## Material provided
____
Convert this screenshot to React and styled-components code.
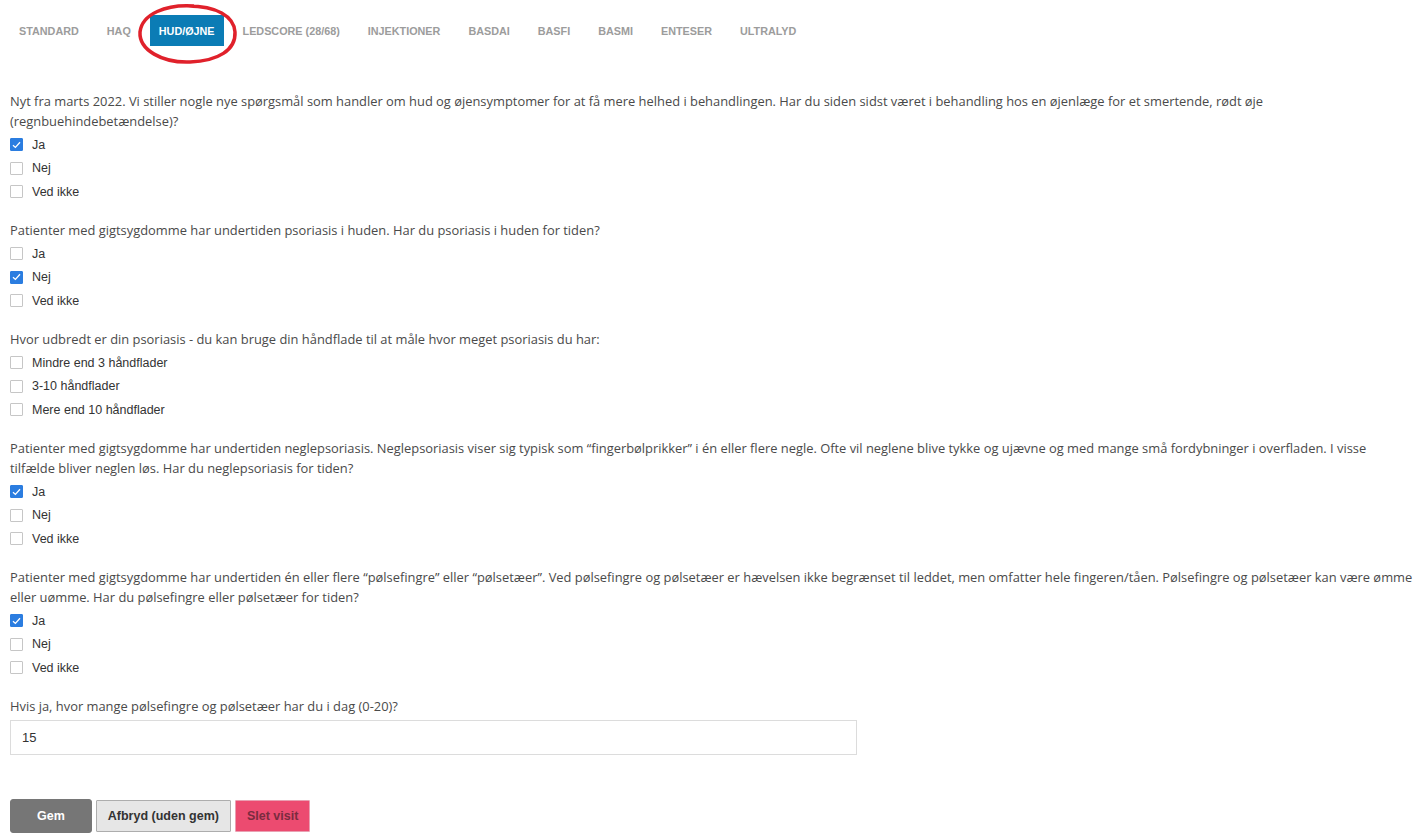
import React, { useState } from 'react';
import styled, { createGlobalStyle } from 'styled-components';

const GlobalStyle = createGlobalStyle`
  html, body {
    margin: 0;
    padding: 0;
    background: #fff;
  }
  body {
    font-family: "Liberation Sans", Arial, sans-serif;
    color: #333;
  }
`

const Page = styled.div`
  position: relative;
  padding: 0 10px;
`

const TabBar = styled.ul`
  list-style: none;
  margin: 0;
  padding: 15px 0 0 0;
  display: flex;
  gap: 10px;
`

const Tab = styled.li`
  height: 31px;
  padding: 0 9px;
  display: flex;
  align-items: center;
  font-family: "Liberation Sans", Arial, sans-serif;
  font-size: 10.8px;
  font-weight: bold;
  text-transform: uppercase;
  color: ${p => (p.active ? '#fff' : '#9c9c9c')};
  background: ${p => (p.active ? '#0b7cb5' : 'transparent')};
  cursor: pointer;
`

// the red hand-drawn ring around the active tab
const Ring = styled.svg`
  position: absolute;
  left: 136px;
  top: 2px;
  width: 104px;
  height: 64px;
  pointer-events: none;
`

const Form = styled.div`
  margin-top: 45px;
`

const Block = styled.div`
  margin-bottom: 16.5px;
`

const Question = styled.div`
  font-family: "Open Sans", "Noto Sans", sans-serif;
  font-size: 12.9px;
  line-height: 20px;
  color: #4a4a4a;
  white-space: nowrap;
  margin-bottom: ${p => (p.tight ? '4px' : '2px')};
`

const Option = styled.label`
  height: 23.5px;
  display: flex;
  align-items: center;
  gap: 9px;
  font-family: "Liberation Sans", Arial, sans-serif;
  font-size: 12.5px;
  color: #333;
  cursor: pointer;
`

const Box = styled.span`
  width: 13px;
  height: 13px;
  box-sizing: border-box;
  border: 1px solid ${p => (p.checked ? '#2b7de0' : '#c6c6c6')};
  background: ${p => (p.checked ? '#2b7de0' : '#fff')};
  border-radius: 1px;
  display: flex;
  align-items: center;
  justify-content: center;
`

const Input = styled.input`
  display: block;
  box-sizing: border-box;
  width: 847px;
  height: 35px;
  padding: 0 11px;
  border: 1px solid #dcdcdc;
  font-family: "Liberation Sans", Arial, sans-serif;
  font-size: 13px;
  color: #333;
  outline: none;
`

const Buttons = styled.div`
  display: flex;
  gap: 4px;
  margin-top: 44px;
  align-items: flex-start;
`

const Button = styled.button`
  box-sizing: border-box;
  height: ${p => (p.kind === 'primary' ? '34px' : '32px')};
  padding: 0 ${p => (p.kind === 'primary' ? '26px' : '11px')};
  font-family: "Liberation Sans", Arial, sans-serif;
  font-size: 12.5px;
  font-weight: bold;
  border-radius: ${p => (p.kind === 'primary' ? '3px' : '1px')};
  cursor: pointer;
  ${p => p.kind === 'primary' && `
    background: #767676;
    color: #fff;
    border: 1px solid #767676;
  `}
  ${p => p.kind === 'default' && `
    background: #e6e6e6;
    color: #333;
    border: 1px solid #adadad;
    margin-top: 1px;
  `}
  ${p => p.kind === 'danger' && `
    background: #ec4b70;
    color: #7a2c3f;
    border: 1px solid #e9a0b2;
    margin-top: 1px;
  `}
`

const Check = () => (
  <svg width="9" height="8" viewBox="0 0 9 8">
    <path d="M1 4.2 L3.4 6.4 L8 1.2" fill="none" stroke="#fff" strokeWidth="1.3" />
  </svg>
)

const tabs = ['Standard', 'HAQ', 'Hud/øjne', 'Ledscore (28/68)', 'Injektioner', 'BASDAI', 'BASFI', 'BASMI', 'Enteser', 'Ultralyd']

const questions = [
  {
    lines: [
      'Nyt fra marts 2022. Vi stiller nogle nye spørgsmål som handler om hud og øjensymptomer for at få mere helhed i behandlingen. Har du siden sidst været i behandling hos en øjenlæge for et smertende, rødt øje',
      '(regnbuehindebetændelse)?',
    ],
    options: ['Ja', 'Nej', 'Ved ikke'],
    checked: 'Ja',
  },
  {
    lines: ['Patienter med gigtsygdomme har undertiden psoriasis i huden. Har du psoriasis i huden for tiden?'],
    options: ['Ja', 'Nej', 'Ved ikke'],
    checked: 'Nej',
  },
  {
    lines: ['Hvor udbredt er din psoriasis - du kan bruge din håndflade til at måle hvor meget psoriasis du har:'],
    options: ['Mindre end 3 håndflader', '3-10 håndflader', 'Mere end 10 håndflader'],
    checked: null,
  },
  {
    lines: [
      'Patienter med gigtsygdomme har undertiden neglepsoriasis. Neglepsoriasis viser sig typisk som “fingerbølprikker” i én eller flere negle. Ofte vil neglene blive tykke og ujævne og med mange små fordybninger i overfladen. I visse',
      'tilfælde bliver neglen løs. Har du neglepsoriasis for tiden?',
    ],
    options: ['Ja', 'Nej', 'Ved ikke'],
    checked: 'Ja',
  },
  {
    lines: [
      'Patienter med gigtsygdomme har undertiden én eller flere “pølsefingre” eller “pølsetæer”. Ved pølsefingre og pølsetæer er hævelsen ikke begrænset til leddet, men omfatter hele fingeren/tåen. Pølsefingre og pølsetæer kan være ømme',
      'eller uømme. Har du pølsefingre eller pølsetæer for tiden?',
    ],
    options: ['Ja', 'Nej', 'Ved ikke'],
    checked: 'Ja',
  },
]

const App = () => {
  const [answers, setAnswers] = useState(questions.map(q => q.checked))
  const [count, setCount] = useState('15')

  const toggle = (qi, opt) => {
    const next = [...answers]
    next[qi] = next[qi] === opt ? null : opt
    setAnswers(next)
  }

  return (
    <Page>
      <GlobalStyle />
      <TabBar>
        {tabs.map(t => (
          <Tab key={t} active={t === 'Hud/øjne'}>{t}</Tab>
        ))}
      </TabBar>
      <Ring viewBox="0 0 104 64">
        <path
          d="M58 4 C 30 2, 6 12, 4 30 C 3 48, 26 61, 54 60 C 82 59, 100 48, 99 30 C 98 14, 80 4, 52 4"
          fill="none"
          stroke="#e0212b"
          strokeWidth="3.5"
        />
      </Ring>

      <Form>
        {questions.map((q, qi) => (
          <Block key={qi}>
            <Question>
              {q.lines.map((l, i) => (
                <div key={i}>{l}</div>
              ))}
            </Question>
            {q.options.map(o => (
              <Option key={o} onClick={() => toggle(qi, o)}>
                <Box checked={answers[qi] === o}>{answers[qi] === o && <Check />}</Box>
                {o}
              </Option>
            ))}
          </Block>
        ))}

        <Block>
          <Question tight>Hvis ja, hvor mange pølsefingre og pølsetæer har du i dag (0-20)?</Question>
          <Input value={count} onChange={e => setCount(e.target.value)} />
        </Block>

        <Buttons>
          <Button kind="primary">Gem</Button>
          <Button kind="default">Afbryd (uden gem)</Button>
          <Button kind="danger">Slet visit</Button>
        </Buttons>
      </Form>
    </Page>
  )
}

export default App;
____
## Stated problem
Find the word "React" and list each line it appears in.

## Response to this exercise
Convert this screenshot to React and styled-components code.
import React, { useState } from 'react';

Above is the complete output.